BEDSIT DISCO QUEEN by Tracey Thorn

IN TRACEY THORN’S MEMOIR, PUBLISHED IN A FORTNIGHT, THERE’S THE ODD SIDE-DISH OF SOME FAMOUS PERSON OR OTHER, BUT NO VULGAR BANQUET OF HEROIC EXCESS, ARTISTIC WASTEFULNESS AND PERSONAL RECRIMINATION. NOR ARE THERE ANY MICROWAVE REHEATS OF CONTENTIOUS MORSELS.
bedsit disco queenThere aren’t, in fact, any specific instances of contention in BEDSIT DISCO QUEEN apart from, perhaps, Marine Girls’ split in 1983. Her telling is the closest Thorn veers towards self-serving but, even then, she acknowledges that and ingenuously accepts that her version of events is only actually a  version.
During the course of these rounded 350 pages she comes across as thoughtful, modest, understated and – crucially – likeable. Not once does she give the impression that she’s divorced from reality and enslaved to an out-of-balance ego. Or that she ever was. Even as she impetuously storms out of an early interview that is going badly, Thorn’s spiky behaviour arrives from utter frustration with a journalist lazily pigeonholing her band rather than a spoiled sense of entitlement.

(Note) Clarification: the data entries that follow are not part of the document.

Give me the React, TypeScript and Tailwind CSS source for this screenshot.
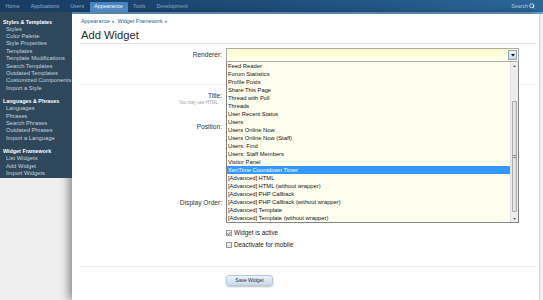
import { Search } from "lucide-react";

// admin sidebar links
const sections = [
  {
    title: "Styles & Templates",
    items: [
      "Styles",
      "Color Palette",
      "Style Properties",
      "Templates",
      "Template Modifications",
      "Search Templates",
      "Outdated Templates",
      "Customized Components",
      "Import a Style",
    ],
  },
  {
    title: "Languages & Phrases",
    items: ["Languages", "Phrases", "Search Phrases", "Outdated Phrases", "Import a Language"],
  },
  {
    title: "Widget Framework",
    items: ["List Widgets", "Add Widget", "Import Widgets"],
  },
];

const renderers = [
  "Feed Reader",
  "Forum Statistics",
  "Profile Posts",
  "Share This Page",
  "Thread with Poll",
  "Threads",
  "User Recent Status",
  "Users",
  "Users Online Now",
  "Users Online Now (Staff)",
  "Users: Find",
  "Users: Staff Members",
  "Visitor Panel",
  "XenTime Countdown Timer",
  "[Advanced] HTML",
  "[Advanced] HTML (without wrapper)",
  "[Advanced] PHP Callback",
  "[Advanced] PHP Callback (without wrapper)",
  "[Advanced] Template",
  "[Advanced] Template (without wrapper)",
];

const tabs = ["Home", "Applications", "Users", "Appearance", "Tools", "Development"];

const Checkbox = ({ checked, label }: { checked?: boolean; label: string }) => (
  <label className="flex items-center h-[8px] gap-[2px]">
    <span className="w-[6px] h-[6px] border border-[#9a9a9a] bg-gradient-to-b from-[#f4f4f4] to-[#dcdcdc] flex items-center justify-center">
      {checked && (
        <svg width="5" height="5" viewBox="0 0 5 5">
          <path d="M0.8 2.6 L2 3.8 L4.3 0.9" fill="none" stroke="#333" strokeWidth="0.9" />
        </svg>
      )}
    </span>
    <span className="text-[6.3px] leading-[8px] text-[#222]">{label}</span>
  </label>
);

export default function App() {
  const selected = "XenTime Countdown Timer";

  return (
    <div className="relative w-[543px] h-[300px] overflow-hidden bg-[#efefef] font-['Liberation_Sans',Arial,sans-serif]">
      {/* top navigation */}
      <nav className="h-[12px] flex bg-gradient-to-r from-[#183c63] via-[#1f4e7b] to-[#2a6899] text-[5.3px] leading-[12px]">
        {tabs.map((t) =>
          t === "Appearance" ? (
            <span
              key={t}
              className="mt-[2px] w-[38px] h-[10px] leading-[8px] text-center text-white rounded-t-[1px] bg-gradient-to-b from-[#3f80bf] to-[#5d9bd6]"
            >
              {t}
            </span>
          ) : (
            <span key={t} className="px-[5.5px] text-[#8fb0cf]">
              {t}
            </span>
          )
        )}
        <span className="ml-auto mr-[8px] flex items-center gap-[1px] text-[#b9d0e6]">
          Search
          <Search size={6} strokeWidth={3} className="text-white" />
        </span>
      </nav>

      <div className="flex">
        {/* sidebar */}
        <aside className="w-[72px] shrink-0 relative z-10">
          <div className="bg-[#2e475a] h-[166px] pl-[3px] pb-[1px]">
            {sections.map((s, i) => (
              <div key={s.title} className={i === 0 ? "pt-[5.5px]" : "pt-[5px]"}>
                <div className="text-[5.4px] leading-[8px] font-bold text-white">{s.title}</div>
                {s.items.map((it) => (
                  <div key={it} className="pl-[3px] text-[5.8px] leading-[7.4px] text-[#c6d3dd] whitespace-nowrap">
                    {it}
                  </div>
                ))}
              </div>
            ))}
          </div>
        </aside>

        <div className="flex-1">
          <div className="h-[2px] bg-[#6fa3d5]" />
          <div className="flex h-[286px]">
            {/* content panel */}
            <main className="w-[467px] bg-white shadow-[-3px_0_9px_rgba(0,0,0,0.45)]">
              <div className="pl-[9px] pt-[4px] text-[5.4px] leading-[6px] text-[#2f5e8e]">
                Appearance »&nbsp; Widget Framework »
              </div>
              <h1 className="pl-[9px] mt-[5px] h-[12px] text-[11.2px] leading-[12px] text-[#2a2a2a]">Add Widget</h1>
              <div className="ml-[8px] mr-[2px] mt-[2px] h-px bg-[#e4e4e4]" />

              {/* renderer row */}
              <div className="mt-[4px] flex gap-[4px] h-[14px]">
                <div className="w-[150px] text-right text-[6.6px] leading-[14px] text-[#333]">Renderer:</div>
                <div className="relative w-[293px] h-[14px] border border-[#ababab] bg-gradient-to-b from-[#ffffc6] to-[#fffff0]">
                  <div className="absolute right-[1px] top-[1px] w-[9px] h-[10px] border border-[#8ea6be] bg-gradient-to-b from-[#eef4fa] to-[#c9d9ea] flex items-center justify-center">
                    <svg width="4" height="3" viewBox="0 0 4 3">
                      <path d="M0 0 H4 L2 2.5 Z" fill="#111" />
                    </svg>
                  </div>

                  {/* open dropdown list */}
                  <div className="absolute -left-px top-[13px] w-[293px] h-[161px] z-20 border-x border-b border-[#858585] bg-[#fffff0] overflow-hidden">
                    <div className="mr-[8px]">
                      {renderers.map((r) => (
                        <div
                          key={r}
                          className={`h-[8px] px-[1px] text-[5.8px] leading-[8px] whitespace-nowrap ${
                            r === selected ? "bg-[#3399ff] text-white" : "text-[#111]"
                          }`}
                        >
                          {r}
                        </div>
                      ))}
                    </div>
                    <div className="absolute right-0 top-0 bottom-0 w-[8px] bg-[#ededed] border-l border-[#dedede] flex flex-col">
                      <div className="h-[7px] flex items-center justify-center">
                        <svg width="3" height="2" viewBox="0 0 3 2">
                          <path d="M0 2 H3 L1.5 0 Z" fill="#666" />
                        </svg>
                      </div>
                      <div className="mt-[32px] h-[111px] mx-px rounded-[1px] border border-[#a8a8a8] bg-gradient-to-r from-[#f2f2f2] to-[#d8d8d8] flex items-center justify-center">
                        <div className="w-[3px] h-[3px] border-y border-[#888]" />
                      </div>
                      <div className="mt-auto h-[7px] flex items-center justify-center">
                        <svg width="3" height="2" viewBox="0 0 3 2">
                          <path d="M0 0 H3 L1.5 2 Z" fill="#666" />
                        </svg>
                      </div>
                    </div>
                  </div>
                </div>
              </div>

              <div className="ml-[8px] mr-[2px] mt-[22px] h-px bg-[#ececec]" />

              {/* rows hidden under the open list */}
              <div className="pt-[7px] w-[150px] text-right">
                <div className="text-[6.6px] leading-[8px] text-[#333]">Title:</div>
                <div className="pr-[4px] text-[4.5px] leading-[5px] text-[#a0a0a0]">You may use HTML</div>
              </div>
              <div className="pt-[18px] w-[150px] text-right text-[6.6px] leading-[8px] text-[#333]">Position:</div>
              <div className="pt-[68px] w-[150px] text-right text-[6.6px] leading-[8px] text-[#333]">Display Order:</div>

              <div className="pt-[22px] pb-[17px] pl-[154px] flex flex-col gap-[4px]">
                <Checkbox checked label="Widget is active" />
                <Checkbox label="Deactivate for mobile" />
              </div>

              <div className="ml-[8px] mr-[2px] border-t border-[#ececec] pt-[8px] pl-[146px]">
                <button className="block w-[47px] h-[11px] rounded-[3px] border border-[#b9cbdb] bg-gradient-to-b from-[#eef4fa] to-[#c6d9ea] shadow-[0_1px_2px_rgba(0,0,0,0.25)] text-[5px] leading-[9px] text-[#1d2b38]">
                  Save Widget
                </button>
              </div>
            </main>
            <div className="flex-1 border-l border-[#d2d2d2] bg-[#efefef]" />
          </div>
        </div>
      </div>
    </div>
  );
}
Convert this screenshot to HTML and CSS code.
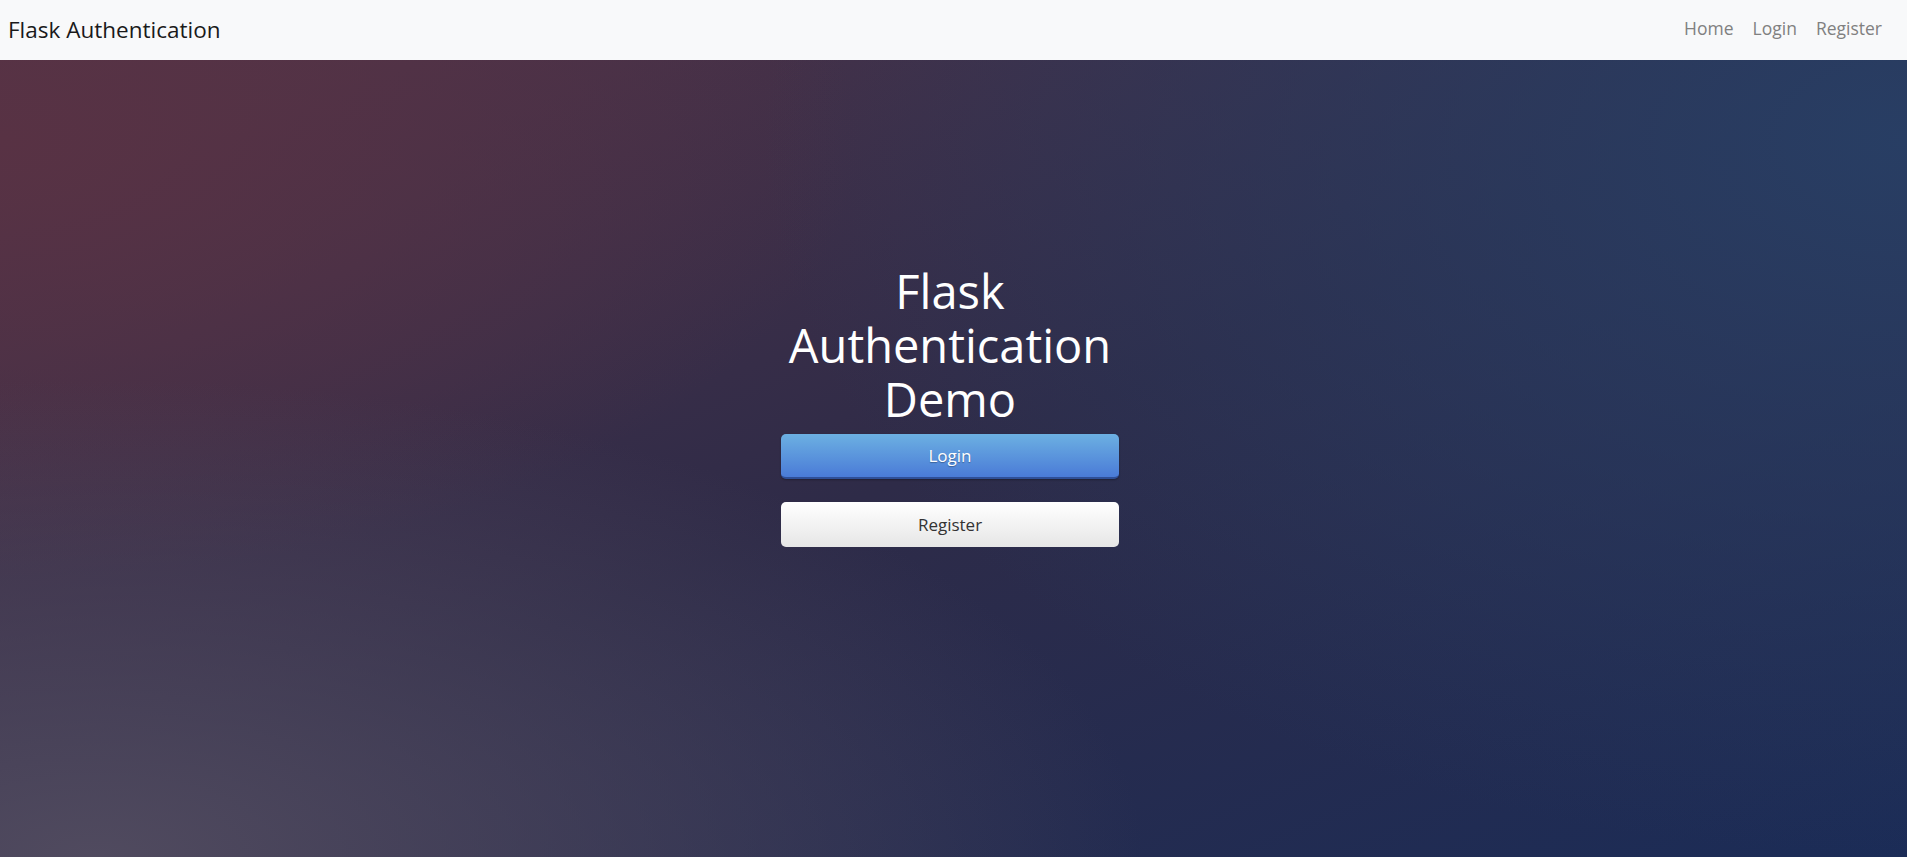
FILE: index.html
```html
<!DOCTYPE html>
<html lang="en">
<head>
<meta charset="utf-8">
<title>Flask Authentication</title>
<link rel="stylesheet" href="styles.css">
</head>
<body>
<nav class="navbar">
  <a class="brand" href="#">Flask Authentication</a>
  <div class="nav-links">
    <a href="#">Home</a>
    <a href="#">Login</a>
    <a href="#">Register</a>
  </div>
</nav>
<main class="hero">
  <div class="panel">
    <h1 class="title">Flask Authentication Demo</h1>
    <a class="btn btn-login" href="#">Login</a>
    <a class="btn btn-register" href="#">Register</a>
  </div>
</main>
</body>
</html>
```

FILE: styles.css
```css
* { box-sizing: border-box; }
html, body { margin: 0; padding: 0; height: 100%; }
body {
  font-family: "Open Sans", "Noto Sans", sans-serif;
  display: flex;
  flex-direction: column;
  min-height: 857px;
}
.navbar {
  height: 60px;
  flex: 0 0 60px;
  background: #f8f9fa;
  display: flex;
  align-items: center;
  justify-content: space-between;
  padding: 0 25px 2px 8px;
}
.brand {
  font-size: 22.5px;
  color: #1a1a1a;
  text-decoration: none;
}
.nav-links {
  display: flex;
  gap: 19px;
  margin-top: -3px;
}
.nav-links a {
  font-size: 17.5px;
  color: #808080;
  text-decoration: none;
}
.hero {
  flex: 1;
  display: flex;
  justify-content: center;
  padding-top: 204px;
  background:
    radial-gradient(ellipse 55% 60% at 5% 100%, rgba(82,76,96,0.95) 0%, rgba(82,76,96,0) 100%),
    radial-gradient(ellipse 60% 90% at 100% 10%, rgba(40,62,100,1) 0%, rgba(40,62,100,0) 100%),
    radial-gradient(ellipse 45% 55% at 0% 10%, rgba(88,50,68,1) 0%, rgba(88,50,68,0) 100%),
    linear-gradient(to bottom right, #523448 0%, #2e2b48 50%, #1b2c57 100%);
}
.panel {
  width: 338px;
  display: flex;
  flex-direction: column;
  align-items: stretch;
  margin-left: -7px;
}
.title {
  margin: 0 0 8px;
  font-size: 47px;
  line-height: 54px;
  font-weight: 400;
  color: #ffffff;
  text-align: center;
}
.btn {
  display: flex;
  align-items: center;
  justify-content: center;
  height: 45px;
  border-radius: 5px;
  font-size: 17px;
  text-decoration: none;
}
.btn-login {
  color: #ffffff;
  background: linear-gradient(to bottom, #6cb0e2 0%, #4a7bd7 100%);
  border-bottom: 2px solid #2e4f97;
  box-shadow: 0 1px 2px rgba(0,0,0,0.3);
  text-shadow: 0 1px 1px rgba(0,0,0,0.3);
  margin-bottom: 23px;
}
.btn-register {
  color: #333333;
  background: linear-gradient(to bottom, #ffffff 0%, #e6e6e6 100%);
}
```
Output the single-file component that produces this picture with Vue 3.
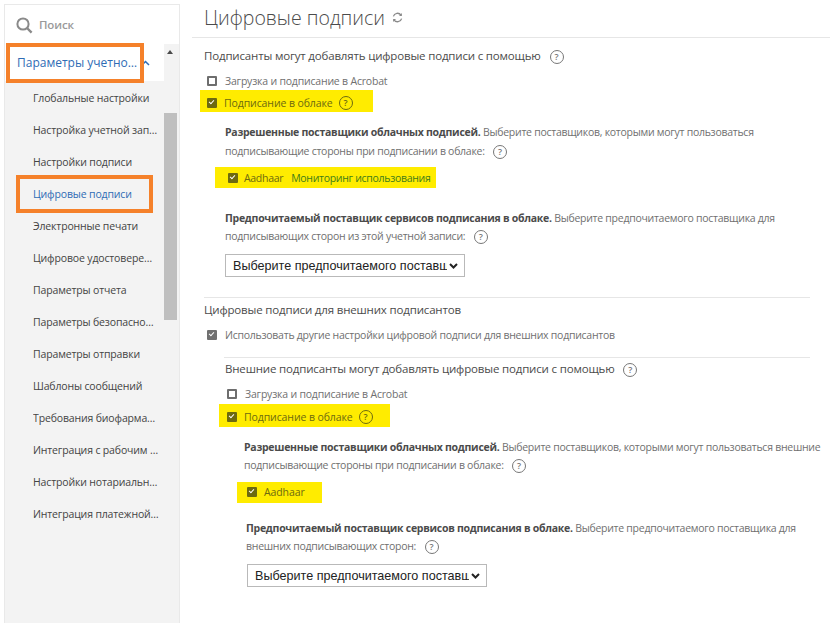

Fusing her love of pop music and a post-punk ideology to Ben Watt’s esoteric leanings, initially jazz, Thorn’s careful contextualising of much misunderstood early Everything But The Girl is a handy reminder that they were not Sade. In their EDEN days NME writer Adrian Thrills positioned the duo alongside politically-charged Billy Bragg and the Redskins as ‘New Realists’, and Thorn herself beautifully describes the approach of the time as “sounding like Astrud Gilberto but coming on like Gang Of Four”.
She details how signing to a major label brought a slow rattle of undignified trade-offs which subtly peeled off the credibility, whittled away at the art and chiselled at the self-confidence. Along that cumulatively diminishing chain were unsuitable clothes or hairstyles chosen for them for video shoots, bookings to appear on awful television shows, having an aesthetically perfect album cover vetoed by committee in favour of something not quite in keeping with their artistic intent, and being ordered to write hits. The story is familiar – effectively, sense of responsibility and control robbed away in increments – and Thorn describes herself as having been caught in a position of paralysis somewhere between polite compliance and utter resent.
She also reveals a wistful self-doubt – for instance, when going back out onto the stage mere minutes after a barnstorming Albert Hall show. The historic venue now empty save for cleaners, and roadies disassembling the equipment, Thorn recognises the transient nature of what it is that surrounds what she does, and questions her overall place in it. Tellingly, she doesn’t seem inclined to chase something superficial to fill a hole. In it for the art.
Late-in-the-day validation arrives, seemingly accidentally, a couple of times: the sparse electronica on a demo from Massive Attack initially confuses but, when it registers, opens an exciting and fulfilling artistic doorway and new credibility awaits through it; Todd Terry’s remix of MISSING lays siege to both dancefloor and chart mere moments after the duo are dropped by their record company; a stadium-level U2 offer the pair a support slot on a huge tour…
There are also laugh-out-loud moments which, in the warm telling, feel inclusive: a fierce crush on Morrissey leaving her unable to actually speak to him when they visit The Smiths backstage; Lenny Kravitz catching his dreadlocks in the sequins of her dress at an awards do; Paul Weller trying to get in touch to arrange a gig but having to ring the phone-box down the road from their Hull bedsit flat; a long-disengaged-from-fame Thorn standing at the school gates with other mums waiting for their kids, and a very expensive car driving by with George Michael (presumably on his way to Snappy Snaps) leaning out of its window: “Tracey! Tracey! It’s me!”
BEDSIT DISCO QUEEN ends in 2007, two albums into a low-key solo career and, more importantly, content in motherhood. Throughout her delightful book Thorn doesn’t shy away from any notion that the benefits of success were welcome – nor, though, does she give the particular impression that she harboured ideas beyond her station or would have considered rushing the counter to steal a ticket for the fast train through it.